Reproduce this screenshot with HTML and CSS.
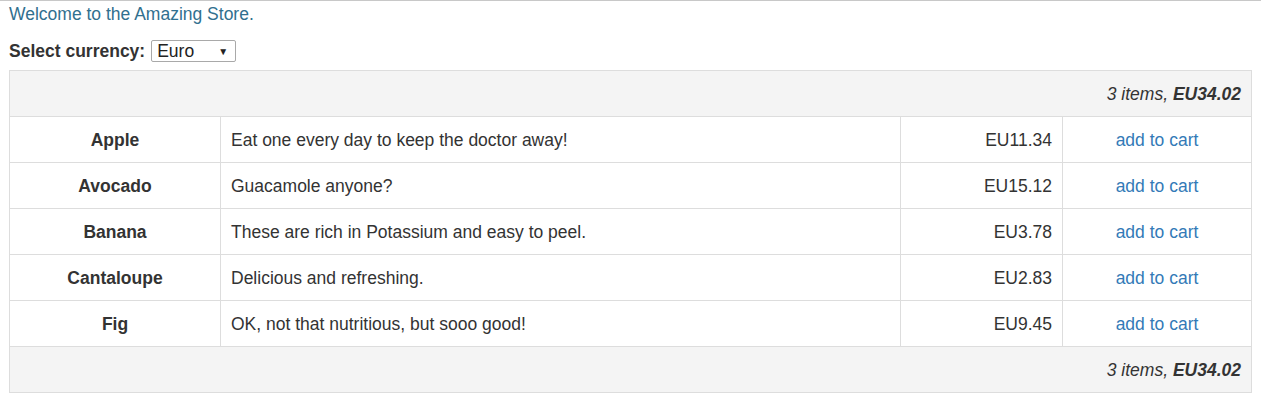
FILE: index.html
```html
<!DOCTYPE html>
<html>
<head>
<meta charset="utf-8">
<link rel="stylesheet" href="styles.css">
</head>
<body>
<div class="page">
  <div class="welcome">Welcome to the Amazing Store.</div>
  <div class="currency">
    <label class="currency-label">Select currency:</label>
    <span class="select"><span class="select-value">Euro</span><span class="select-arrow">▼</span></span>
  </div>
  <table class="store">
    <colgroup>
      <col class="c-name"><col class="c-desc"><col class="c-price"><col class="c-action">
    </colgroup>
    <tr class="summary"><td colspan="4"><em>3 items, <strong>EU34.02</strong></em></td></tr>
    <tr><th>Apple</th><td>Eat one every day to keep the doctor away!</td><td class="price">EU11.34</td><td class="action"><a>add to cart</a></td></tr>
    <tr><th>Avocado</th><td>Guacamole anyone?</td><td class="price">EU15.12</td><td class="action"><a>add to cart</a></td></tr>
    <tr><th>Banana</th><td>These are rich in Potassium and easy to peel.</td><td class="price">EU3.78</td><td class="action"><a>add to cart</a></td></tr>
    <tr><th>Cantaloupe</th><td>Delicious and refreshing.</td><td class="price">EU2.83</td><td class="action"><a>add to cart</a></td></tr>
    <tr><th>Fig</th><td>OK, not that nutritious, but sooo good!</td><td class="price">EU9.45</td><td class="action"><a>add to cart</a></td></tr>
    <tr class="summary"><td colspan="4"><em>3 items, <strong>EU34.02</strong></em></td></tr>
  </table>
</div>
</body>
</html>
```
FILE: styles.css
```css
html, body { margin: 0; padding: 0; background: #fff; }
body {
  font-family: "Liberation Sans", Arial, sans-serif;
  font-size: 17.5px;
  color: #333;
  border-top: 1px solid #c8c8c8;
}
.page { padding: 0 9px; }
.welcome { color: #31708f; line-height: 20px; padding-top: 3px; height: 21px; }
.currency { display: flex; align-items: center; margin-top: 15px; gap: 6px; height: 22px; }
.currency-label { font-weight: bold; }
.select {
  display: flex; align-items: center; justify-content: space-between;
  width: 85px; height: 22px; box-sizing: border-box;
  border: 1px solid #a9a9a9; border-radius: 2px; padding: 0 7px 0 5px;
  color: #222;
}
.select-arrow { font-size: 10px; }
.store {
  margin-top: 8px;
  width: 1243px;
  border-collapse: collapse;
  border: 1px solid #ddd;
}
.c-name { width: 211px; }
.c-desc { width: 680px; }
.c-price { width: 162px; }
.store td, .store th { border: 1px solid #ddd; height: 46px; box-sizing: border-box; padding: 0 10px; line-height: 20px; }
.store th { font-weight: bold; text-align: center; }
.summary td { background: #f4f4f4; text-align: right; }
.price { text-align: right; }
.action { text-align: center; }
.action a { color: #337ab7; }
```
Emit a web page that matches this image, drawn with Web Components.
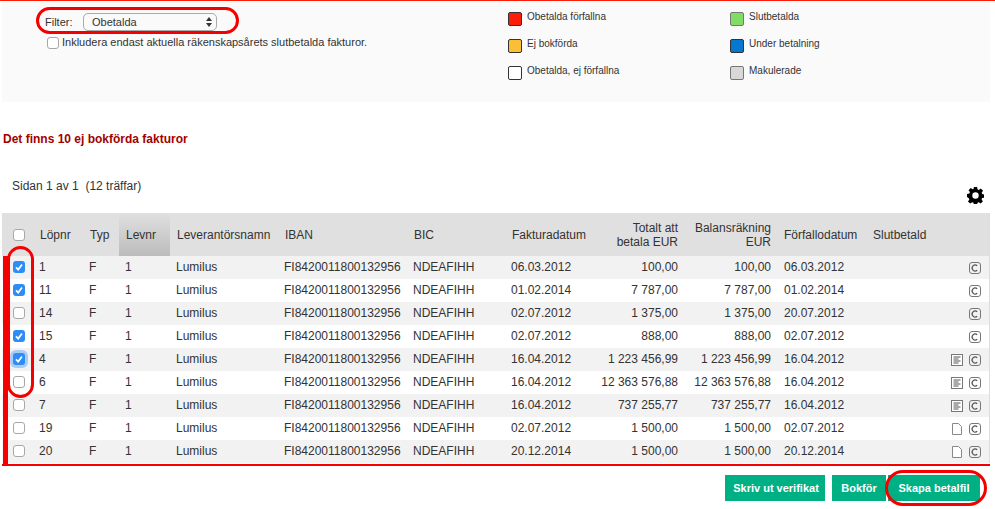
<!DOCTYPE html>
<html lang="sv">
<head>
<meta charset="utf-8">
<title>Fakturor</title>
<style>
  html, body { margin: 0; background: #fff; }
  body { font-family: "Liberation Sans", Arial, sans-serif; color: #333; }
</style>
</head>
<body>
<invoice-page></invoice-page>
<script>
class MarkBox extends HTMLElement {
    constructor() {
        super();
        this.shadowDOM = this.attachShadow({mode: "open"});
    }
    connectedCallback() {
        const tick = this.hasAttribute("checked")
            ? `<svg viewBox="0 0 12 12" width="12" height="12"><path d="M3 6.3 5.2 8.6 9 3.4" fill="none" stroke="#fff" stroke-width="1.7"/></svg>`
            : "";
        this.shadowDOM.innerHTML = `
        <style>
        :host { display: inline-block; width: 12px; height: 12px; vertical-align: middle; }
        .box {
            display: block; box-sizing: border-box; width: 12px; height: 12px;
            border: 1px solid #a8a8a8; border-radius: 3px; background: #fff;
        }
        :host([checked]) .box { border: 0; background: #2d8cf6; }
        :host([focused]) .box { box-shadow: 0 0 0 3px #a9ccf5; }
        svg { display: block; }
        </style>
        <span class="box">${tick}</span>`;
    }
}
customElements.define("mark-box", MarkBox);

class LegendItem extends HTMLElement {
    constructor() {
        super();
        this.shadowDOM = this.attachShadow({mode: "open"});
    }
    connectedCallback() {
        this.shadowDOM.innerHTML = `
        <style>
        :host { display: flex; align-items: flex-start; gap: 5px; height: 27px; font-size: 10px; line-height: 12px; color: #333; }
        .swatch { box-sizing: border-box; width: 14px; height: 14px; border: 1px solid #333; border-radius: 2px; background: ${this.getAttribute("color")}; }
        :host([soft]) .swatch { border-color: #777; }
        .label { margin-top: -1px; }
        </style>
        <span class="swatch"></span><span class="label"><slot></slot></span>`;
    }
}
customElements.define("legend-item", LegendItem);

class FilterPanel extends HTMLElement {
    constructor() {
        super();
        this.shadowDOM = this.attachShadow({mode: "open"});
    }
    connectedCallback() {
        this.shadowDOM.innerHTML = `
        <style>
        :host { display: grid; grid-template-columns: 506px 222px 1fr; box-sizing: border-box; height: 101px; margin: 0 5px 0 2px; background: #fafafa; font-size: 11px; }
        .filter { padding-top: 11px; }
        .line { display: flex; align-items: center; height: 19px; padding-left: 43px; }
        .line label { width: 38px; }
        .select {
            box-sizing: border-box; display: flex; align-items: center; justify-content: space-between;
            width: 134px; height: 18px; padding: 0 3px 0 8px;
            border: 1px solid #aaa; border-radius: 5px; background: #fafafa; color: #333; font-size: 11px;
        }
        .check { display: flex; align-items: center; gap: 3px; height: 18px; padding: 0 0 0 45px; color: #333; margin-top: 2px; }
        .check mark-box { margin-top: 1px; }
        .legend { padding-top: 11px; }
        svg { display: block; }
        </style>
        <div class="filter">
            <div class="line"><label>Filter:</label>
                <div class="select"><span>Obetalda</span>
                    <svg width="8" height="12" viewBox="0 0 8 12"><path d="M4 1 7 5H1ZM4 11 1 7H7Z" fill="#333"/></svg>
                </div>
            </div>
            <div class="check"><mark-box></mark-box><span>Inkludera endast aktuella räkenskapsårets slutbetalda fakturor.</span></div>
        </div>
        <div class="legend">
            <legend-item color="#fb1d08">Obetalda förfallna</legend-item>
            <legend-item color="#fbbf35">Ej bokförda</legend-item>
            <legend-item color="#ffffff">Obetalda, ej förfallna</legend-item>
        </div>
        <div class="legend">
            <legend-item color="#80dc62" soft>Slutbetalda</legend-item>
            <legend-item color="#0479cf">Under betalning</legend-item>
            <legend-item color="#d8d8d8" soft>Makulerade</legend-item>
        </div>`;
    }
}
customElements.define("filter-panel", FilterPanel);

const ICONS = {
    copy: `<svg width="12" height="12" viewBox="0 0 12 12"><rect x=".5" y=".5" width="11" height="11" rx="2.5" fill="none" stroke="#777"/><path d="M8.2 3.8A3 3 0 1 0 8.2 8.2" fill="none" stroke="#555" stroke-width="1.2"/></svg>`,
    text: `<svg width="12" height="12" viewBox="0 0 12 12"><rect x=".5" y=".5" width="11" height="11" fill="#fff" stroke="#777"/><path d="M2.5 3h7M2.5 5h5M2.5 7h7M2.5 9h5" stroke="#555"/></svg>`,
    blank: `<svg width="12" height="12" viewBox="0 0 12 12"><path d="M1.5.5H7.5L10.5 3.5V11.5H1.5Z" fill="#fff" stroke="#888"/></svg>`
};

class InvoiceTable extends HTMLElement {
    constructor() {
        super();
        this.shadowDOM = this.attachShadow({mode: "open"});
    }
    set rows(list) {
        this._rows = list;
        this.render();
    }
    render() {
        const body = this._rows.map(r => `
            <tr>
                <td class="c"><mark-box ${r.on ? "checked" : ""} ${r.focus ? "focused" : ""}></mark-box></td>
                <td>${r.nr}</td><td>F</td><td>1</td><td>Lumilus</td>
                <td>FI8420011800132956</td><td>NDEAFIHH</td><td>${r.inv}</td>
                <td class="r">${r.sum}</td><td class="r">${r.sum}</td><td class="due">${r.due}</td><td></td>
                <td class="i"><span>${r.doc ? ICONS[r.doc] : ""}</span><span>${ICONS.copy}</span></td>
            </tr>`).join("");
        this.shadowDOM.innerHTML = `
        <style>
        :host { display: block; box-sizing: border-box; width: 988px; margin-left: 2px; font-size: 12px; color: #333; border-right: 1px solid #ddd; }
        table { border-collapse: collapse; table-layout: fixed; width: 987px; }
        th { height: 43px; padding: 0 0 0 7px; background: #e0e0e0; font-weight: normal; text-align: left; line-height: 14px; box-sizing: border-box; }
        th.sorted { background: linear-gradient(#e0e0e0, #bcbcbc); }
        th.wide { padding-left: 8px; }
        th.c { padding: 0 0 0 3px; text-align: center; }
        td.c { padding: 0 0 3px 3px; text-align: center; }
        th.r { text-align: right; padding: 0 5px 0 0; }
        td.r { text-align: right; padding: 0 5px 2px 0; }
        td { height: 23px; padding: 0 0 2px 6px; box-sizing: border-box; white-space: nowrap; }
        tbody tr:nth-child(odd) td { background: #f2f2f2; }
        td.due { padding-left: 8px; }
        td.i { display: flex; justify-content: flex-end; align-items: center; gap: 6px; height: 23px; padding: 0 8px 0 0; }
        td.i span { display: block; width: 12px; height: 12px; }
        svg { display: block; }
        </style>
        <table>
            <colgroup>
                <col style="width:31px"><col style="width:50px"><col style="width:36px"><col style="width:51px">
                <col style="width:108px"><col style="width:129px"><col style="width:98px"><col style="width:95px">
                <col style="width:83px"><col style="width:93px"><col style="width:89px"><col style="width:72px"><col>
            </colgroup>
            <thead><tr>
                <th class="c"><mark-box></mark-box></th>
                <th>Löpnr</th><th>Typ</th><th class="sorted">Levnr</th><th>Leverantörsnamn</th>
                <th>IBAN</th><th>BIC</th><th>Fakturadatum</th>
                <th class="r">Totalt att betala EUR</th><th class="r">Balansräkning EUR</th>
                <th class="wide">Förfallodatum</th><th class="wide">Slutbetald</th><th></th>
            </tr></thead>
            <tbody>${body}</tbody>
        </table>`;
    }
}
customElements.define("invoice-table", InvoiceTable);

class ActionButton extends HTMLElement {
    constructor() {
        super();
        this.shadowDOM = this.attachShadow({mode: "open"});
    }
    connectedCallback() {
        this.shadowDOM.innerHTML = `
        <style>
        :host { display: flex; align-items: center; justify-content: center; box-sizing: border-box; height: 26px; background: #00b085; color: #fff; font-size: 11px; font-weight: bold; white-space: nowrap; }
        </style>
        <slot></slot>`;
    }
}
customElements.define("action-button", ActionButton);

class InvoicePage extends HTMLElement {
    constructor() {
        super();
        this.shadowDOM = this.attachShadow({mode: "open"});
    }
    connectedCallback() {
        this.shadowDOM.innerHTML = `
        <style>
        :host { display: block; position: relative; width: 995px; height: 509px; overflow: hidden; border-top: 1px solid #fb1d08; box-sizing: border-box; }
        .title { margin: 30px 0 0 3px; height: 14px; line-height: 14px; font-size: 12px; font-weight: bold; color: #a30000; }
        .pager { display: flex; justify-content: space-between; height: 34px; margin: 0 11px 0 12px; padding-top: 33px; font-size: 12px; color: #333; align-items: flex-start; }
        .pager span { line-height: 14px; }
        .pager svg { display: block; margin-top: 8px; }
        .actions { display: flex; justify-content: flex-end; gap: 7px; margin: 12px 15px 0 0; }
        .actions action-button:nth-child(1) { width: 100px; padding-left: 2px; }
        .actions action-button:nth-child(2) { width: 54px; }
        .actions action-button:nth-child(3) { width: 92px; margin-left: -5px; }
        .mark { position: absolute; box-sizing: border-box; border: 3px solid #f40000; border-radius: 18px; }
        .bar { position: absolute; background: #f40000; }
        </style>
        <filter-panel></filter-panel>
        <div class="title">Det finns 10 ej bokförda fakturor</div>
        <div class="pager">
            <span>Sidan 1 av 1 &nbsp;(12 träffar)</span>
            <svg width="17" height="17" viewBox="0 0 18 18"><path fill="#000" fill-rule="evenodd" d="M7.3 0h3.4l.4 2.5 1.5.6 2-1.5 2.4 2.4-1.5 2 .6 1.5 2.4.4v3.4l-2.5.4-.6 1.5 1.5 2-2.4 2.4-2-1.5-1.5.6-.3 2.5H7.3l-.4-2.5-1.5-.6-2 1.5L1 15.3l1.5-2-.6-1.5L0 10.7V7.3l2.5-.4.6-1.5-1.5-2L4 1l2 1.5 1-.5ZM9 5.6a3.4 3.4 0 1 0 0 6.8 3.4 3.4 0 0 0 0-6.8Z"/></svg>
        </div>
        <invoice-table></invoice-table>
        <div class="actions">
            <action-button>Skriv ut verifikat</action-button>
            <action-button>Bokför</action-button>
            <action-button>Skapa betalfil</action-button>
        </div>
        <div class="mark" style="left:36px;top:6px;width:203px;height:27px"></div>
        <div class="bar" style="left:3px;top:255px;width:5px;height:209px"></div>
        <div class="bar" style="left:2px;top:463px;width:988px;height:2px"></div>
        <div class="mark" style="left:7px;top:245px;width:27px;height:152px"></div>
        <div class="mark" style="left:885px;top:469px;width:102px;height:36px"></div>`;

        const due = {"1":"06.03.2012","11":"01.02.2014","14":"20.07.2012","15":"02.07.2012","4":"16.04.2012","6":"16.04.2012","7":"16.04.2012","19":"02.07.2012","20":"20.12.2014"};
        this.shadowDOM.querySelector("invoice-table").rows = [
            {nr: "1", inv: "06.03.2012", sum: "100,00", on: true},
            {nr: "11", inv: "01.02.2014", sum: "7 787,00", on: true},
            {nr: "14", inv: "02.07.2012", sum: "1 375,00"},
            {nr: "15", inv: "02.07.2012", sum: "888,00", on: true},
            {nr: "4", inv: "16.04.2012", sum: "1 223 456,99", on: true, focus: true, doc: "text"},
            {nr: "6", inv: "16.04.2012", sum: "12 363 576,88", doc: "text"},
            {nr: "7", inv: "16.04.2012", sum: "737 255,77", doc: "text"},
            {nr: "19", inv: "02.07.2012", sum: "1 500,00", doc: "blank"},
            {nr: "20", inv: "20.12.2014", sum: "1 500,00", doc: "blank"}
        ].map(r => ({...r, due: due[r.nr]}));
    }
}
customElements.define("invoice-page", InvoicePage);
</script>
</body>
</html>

*DIRECTIONS*: From the data, collect all lines where the string "that" appears.

*RESULT*:
    <tr><th>Fig</th><td>OK, not that nutritious, but sooo good!</td><td class="price">EU9.45</td><td class="action"><a>add to cart</a></td></tr>
Emit a web page that matches this image, drawn with Web Components.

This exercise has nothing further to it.